Configure node Allocatable

  • The detailed formula that kubelet uses to compute the current node Allocatable is as follows :

    Allocatable = Capacity - system-reserved - kube-reserved - eviction-treshold

  • As a result, system-reserved, kube-reserved and eviction-treshold for a node should be explicitly set in the kubelet configuration when bootstrapping or joining a cluster (for instance, using the kubeadm config).

  • By doing so, kubelet will begin to proactively evict pods from the current node if their total compute resources consumption exceeds Allocatable, with respect to the pods priority classes.

  • Conversely, K8s node components and OS daemons can exceed their declared resource consumption without any interference by kubelet since it will only enforce Allocatable for pods, not for K8s or system resources reservations.

  • This is a way to ensure that K8s components and critical system processes are prioritized over workloads for compute resources consumption, which is necessary for the node to continue to operate without failing.

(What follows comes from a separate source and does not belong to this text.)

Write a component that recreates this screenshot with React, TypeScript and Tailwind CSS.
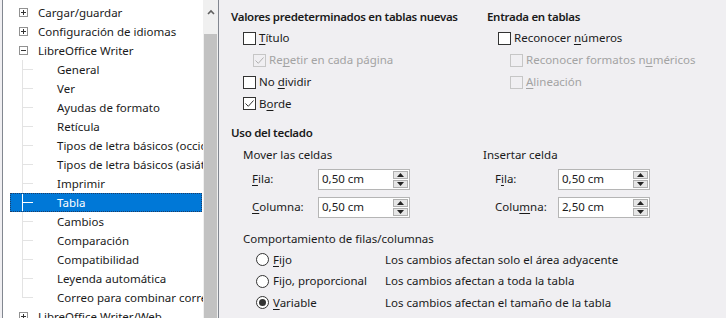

  • It is possible to configure resources reservations by matching node capacity against recommendations used by cloud providers

  • See also this alternative guide.


Key takeaways

  • Misconfiguration of resources consumption for system components, K8s components and workloads may lead to :

    • kube-scheduler failing to schedule pods because of discrepancies between workloads request and nodes Allocatable.
    • kubelet needlessly evicting pods because of errors in the configuration of nodes Allocatable.
  • Accurate configuration of compute resources requests and limits for workloads is important :

    • It has to account for the compute resources that are available cluster wide.
    • kube-scheduler will then make "sustainable" placement decisions depending on workload request and nodes Allocatable.
    • Specifying a greater limit for a workload will allow for short bursts of activity without impacting the node (provided resources are available).